● DATA SEGMENT:
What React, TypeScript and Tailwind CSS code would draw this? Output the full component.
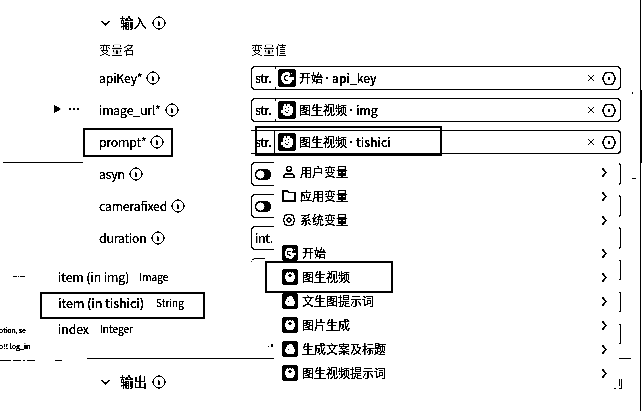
import React from "react";

const Info = () => (
  <svg className="size-[14px] shrink-0" viewBox="0 0 14 14" fill="none" stroke="black">
    <circle cx="7" cy="7" r="6" strokeWidth="1" />
    <path d="M6 5h1v1h1v4H6z" fill="black" stroke="none" />
  </svg>
);

const ChevronDown = () => (
  <svg className="h-[6px] w-[9px] shrink-0" viewBox="0 0 9 6" fill="none" stroke="black" strokeWidth="1.5">
    <path d="M.7 1 4.5 4.7 8.3 1" />
  </svg>
);

const ChevronRight = () => (
  <svg className="h-[9px] w-[5px] shrink-0" viewBox="0 0 5 9" fill="none" stroke="black" strokeWidth="1.3">
    <path d="M.5 .5 4.2 4.5 .5 8.5" />
  </svg>
);

const Hexagon = () => (
  <svg className="h-[13px] w-[14px] shrink-0" viewBox="0 0 14 13" fill="none" stroke="black" strokeWidth="1.1">
    <path d="M4 .8h6L11.7 2.5 13.2 6.5 11.7 10.5 10 12.2H4L2.3 10.5.8 6.5 2.3 2.5Z" />
    <path d="M6 5.5h2v2H6z" fill="black" stroke="none" />
  </svg>
);

const Cross = () => (
  <svg className="size-[6px] shrink-0" viewBox="0 0 6 6" stroke="black" strokeWidth=".7">
    <path d="M.5 .5 5.5 5.5M5.5 .5.5 5.5" />
  </svg>
);

type Kind = "start" | "bot" | "egg" | "face";

const NodeIcon = ({ kind, className }: { kind: Kind; className: string }) => (
  <svg className={className} viewBox="0 0 16 16" shapeRendering="crispEdges">
    <rect width="16" height="16" rx="3" fill="black" />
    {kind === "start" && (
      <>
        <path d="M9.500 3H6L4 4.500 3 6.500V10L4.500 12.500 7 13.500H10L12 12 12.500 9.500H14V7.500H10V6L11 5Z" fill="white" />
        <path d="M9 6H7.500a1.800 1.800 0 0 0 0 4H9" fill="none" stroke="black" />
        <path d="M11.500 3.500h1.200v1.200h-1.200z" fill="white" />
      </>
    )}
    {kind === "bot" && (
      <>
        <path d="M5 3h1v1h1V3h2v1h1V3h1v1h1v2h1v4h-1v2h-1v1H5v-1H4v-2H3V6h1V4h1Z" fill="white" />
        <path d="M7 5h2v1h1v1H9v1H7V7H6V6h1z" fill="black" />
      </>
    )}
    {kind === "egg" && (
      <>
        <path d="M7 3h3v1h1v2h1v2h1v3h-1v2H5v-1H4v-1H3V8h1V6h1V4h2Z" fill="white" />
        <path d="M6 8h1v1H6z" fill="black" />
      </>
    )}
    {kind === "face" && (
      <>
        <path d="M5 3h2v1h1V3h3v1h1v1h1v6h-1v1h-1v1H6v-1H4v-1H3V8h1V4h1Z" fill="white" />
        <path d="M6 6h1v1H6zM8.500 5H10v1.500H8.500zM6 9h1v1H6zM9 8h1v1H9zM7.500 10H9v1H7.500z" fill="black" />
      </>
    )}
  </svg>
);

const Toggle = () => (
  <svg className="h-[11px] w-[16px]" viewBox="0 0 16 11">
    <rect x="0" y="0" width="16" height="11" rx="5.5" fill="black" />
    <circle cx="5.4" cy="5.5" r="4.3" fill="white" />
  </svg>
);

type Row = { name?: string; type?: string; source?: string; value?: string; kind?: Kind };

const rows: Row[] = [
  { name: "apiKey*", type: "str.", source: "开始", value: "api_key", kind: "start" },
  { name: "image_url*", type: "str.", source: "图生视频", value: "img", kind: "face" },
  { name: "prompt*", type: "str.", source: "图生视频", value: "tishici", kind: "face" },
  { name: "asyn", type: "toggle" },
  { name: "camerafixed", type: "toggle" },
  { name: "duration", type: "int." },
  {},
  {},
  {},
];

const Field = ({ row, index }: { row: Row; index: number }) => {
  if (!row.name)
    return (
      <div className="flex h-6 w-[370px] justify-between">
        <div className={index === 6 ? "h-3 w-[14px] rounded-tl-[5px] border-t border-black" : "w-[14px]"} />
        <div className="my-[2px] w-[2px] rounded-r-[2px] border-r border-black" />
      </div>
    );
  const edge =
    index === 2
      ? "flex h-6 w-[370px] items-center rounded-r-[4px] border-y border-r border-black"
      : "flex h-6 w-[370px] items-center rounded-[4px] border border-black";
  return (
    <div className={edge}>
      <div
        className={
          index === 2
            ? "flex h-full w-[24px] items-center border-r border-black pl-[4px] text-[12.5px]"
            : "flex h-full w-[23px] items-center pl-[3px] text-[12.5px]"
        }
      >
        {row.type === "toggle" ? <Toggle /> : <span className="tracking-[-0.4px]">{row.type}</span>}
      </div>
      {row.value && (
        <>
          {index !== 2 && (
            <div className="-mr-px flex h-full w-px flex-col justify-between">
              <i className="h-[2px] bg-black" />
              <i className="h-[2px] bg-black" />
            </div>
          )}
          <NodeIcon kind={row.kind!} className="ml-[3px] size-[18px]" />
          <div className="ml-[3px] flex flex-1 items-center text-[12px]">
            <span className="w-max">{row.source}</span>
            <span className="w-[9px] text-center font-['Liberation_Sans',sans-serif] font-bold">·</span>
            <span className="text-[12px] font-medium">{row.value}</span>
          </div>
          <Cross />
          <div className="ml-2 mr-1">
            <Hexagon />
          </div>
        </>
      )}
    </div>
  );
};

const SectionTitle = ({ children }: { children: React.ReactNode }) => (
  <div className="flex h-[22px] items-center pl-[101px]">
    <ChevronDown />
    <span className="ml-[10px] mr-[5px] text-[13.5px]">{children}</span>
    <Info />
  </div>
);

const groups = ["用户变量", "应用变量", "系统变量"];
const nodes: { label: string; kind: Kind }[] = [
  { label: "开始", kind: "start" },
  { label: "图生视频", kind: "bot" },
  { label: "文生图提示词", kind: "egg" },
  { label: "图片生成", kind: "bot" },
  { label: "生成文案及标题", kind: "egg" },
  { label: "图生视频提示词", kind: "bot" },
];

const GroupIcon = ({ index }: { index: number }) => (
  <svg className="h-[14px] w-[14px]" viewBox="0 0 14 14" fill="none" stroke="black" strokeWidth="1.3">
    {index === 0 && (
      <>
        <circle cx="7" cy="3.800" r="2.500" />
        <path d="M2.200 12.300v-1.500Q2.500 8.800 5 8.800h4q2.500 0 2.800 2v1.500Z" />
      </>
    )}
    {index === 1 && <path d="M.8 2h4.500l1.400 1.500h6.500v8.700H.8Z" />}
    {index === 2 && (
      <g strokeWidth="1">
        <path d="M5 2 7 1 9 2l2.300.3.500 2.400L12.800 7l-1 2.300-.5 2.400L9 12l-2 1L5 12l-2.300-.3-.5-2.400L1.200 7l1-2.300.5-2.400Z" />
        <circle cx="7" cy="7" r="2" />
      </g>
    )}
  </svg>
);

export default function App() {
  return (
    <div className="relative h-[411px] w-[642px] overflow-hidden bg-white font-['Noto_Sans_CJK_SC','Noto_Sans',sans-serif] leading-none text-black brightness-[.72] contrast-[20] grayscale">
      <main className="flex flex-col pt-3">
        <SectionTitle>输入</SectionTitle>
        <div className="mt-2 flex h-4 items-center pl-[99px] text-[12px] text-[#777]">
          <span className="w-[152px]">变量名</span>
          <span>变量值</span>
        </div>
        <div className="mt-1 flex flex-col">
          {rows.map((row, i) => (
            <div key={i} className="flex h-8 items-center pl-[99px]">
              <div className="flex w-[152px] shrink-0 items-center gap-1 text-[12.3px] tracking-[-0.2px]">
                {row.name && (
                  <>
                    <span>{row.name}</span>
                    <Info />
                  </>
                )}
              </div>
              <Field row={row} index={i} />
            </div>
          ))}
        </div>
        <div className="ml-[87px] mr-[11px] mt-2 h-px bg-black" />
        <div className="mt-3">
          <SectionTitle>输出</SectionTitle>
        </div>
      </main>

      {/* Variable picker */}
      <div className="absolute left-[274px] top-[156px] flex h-[234px] w-[345px] flex-col bg-white pt-1 text-[12px]">
        {groups.map((g, i) => (
          <div key={g} className="flex h-6 items-center pl-2 pr-[12px]">
            <GroupIcon index={i} />
            <span className="ml-1 flex-1">{g}</span>
            <ChevronRight />
          </div>
        ))}
        <div className="h-[9px]" />
        {nodes.map((n) => (
          <div key={n.label} className="flex h-6 items-center pl-2 pr-[12px]">
            <NodeIcon kind={n.kind} className="size-4" />
            <span className="ml-1 flex-1">{n.label}</span>
            <ChevronRight />
          </div>
        ))}
      </div>

      {/* Canvas behind the panel */}
      <div className="absolute left-[3px] top-[162px] h-px w-20 bg-black" />
      <div className="absolute left-[54px] top-[105px] h-[8px] w-[7px] bg-black [clip-path:polygon(0_0,100%_50%,0_100%)]" />
      <div className="absolute left-[69px] top-[108px] flex gap-[2px]">
        <i className="h-[2px] w-[2px] bg-black" />
        <i className="h-[2px] w-[2px] bg-black" />
        <i className="h-[2px] w-[2px] bg-black" />
      </div>
      <div className="absolute left-[58px] top-[264px] flex flex-col text-[12.3px]">
        <div className="flex h-[26px] items-center gap-[10px]">
          <span className="tracking-[-0.1px]">item (in img)</span>
          <span className="text-[10px]">Image</span>
        </div>
        <div className="flex h-[26px] items-center gap-3">
          <span className="font-medium tracking-[-0.1px]">item (in tishici)</span>
          <span className="text-[10px]">String</span>
        </div>
        <div className="flex h-[26px] items-center gap-[11px]">
          <span className="tracking-[-0.1px]">index</span>
          <span className="text-[10px]">Integer</span>
        </div>
      </div>
      <div className="absolute left-[-1px] top-[322px] flex flex-col text-[7px] font-medium">
        <span className="flex h-4 items-center tracking-[-0.2px]">otion, se</span>
        <span className="flex h-4 items-center">o!! log_in</span>
      </div>
      <div className="absolute left-[13px] top-[276px] flex gap-px">
        <i className="h-px w-[4px] bg-black" />
        <i className="h-px w-px bg-black" />
        <i className="h-px w-[5px] bg-black" />
      </div>
      <div className="absolute left-0 top-[360px] flex gap-[2px]">
        <i className="h-px w-[11px] bg-black" />
        <i className="h-px w-[8px] bg-black" />
        <i className="h-px w-[2px] bg-black" />
        <i className="h-px w-[8px] bg-black" />
        <i className="ml-[18px] h-px w-[7px] bg-black" />
      </div>
      <div className="absolute left-[268px] top-[344px] flex items-end gap-[2px]">
        <i className="h-px w-px bg-black" />
        <i className="h-[3px] w-[2px] bg-black" />
      </div>
      <div className="absolute left-[619px] top-[379px] h-[10px] w-[3px] border-b border-r border-black pb-[2px]">
        <i className="block h-full w-px bg-black" />
      </div>
      <div className="absolute left-[614px] top-[388px] h-px w-[2px] bg-black" />
      <div className="absolute left-[640px] top-0 h-full w-px bg-black" />
      <div className="absolute left-[640px] top-[90px] h-[73px] w-[2px] bg-black" />
      <div className="absolute left-[632px] top-[92px] h-[2px] w-px bg-black" />
      <div className="absolute left-[632px] top-[178px] h-px w-1 bg-black" />

      {/* Highlight frames */}
      <div className="absolute left-[83px] top-[128px] h-[29px] w-[90px] border-2 border-black" />
      <div className="absolute left-[255px] top-[126px] h-[30px] w-[187px] border-2 border-black" />
      <div className="absolute left-[265px] top-[261px] h-[32px] w-[128px] border-2 border-black" />
      <div className="absolute left-[40px] top-[292px] h-[27px] w-[165px] border-2 border-black" />
    </div>
  );
}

● EXERCISE PROMPT:
Copy nothing but the lines from the top of the material through the line holding "import React from", exactly as written; omit pictures.

● COMPLETE RESPONSE:
What React, TypeScript and Tailwind CSS code would draw this? Output the full component.
import React from "react";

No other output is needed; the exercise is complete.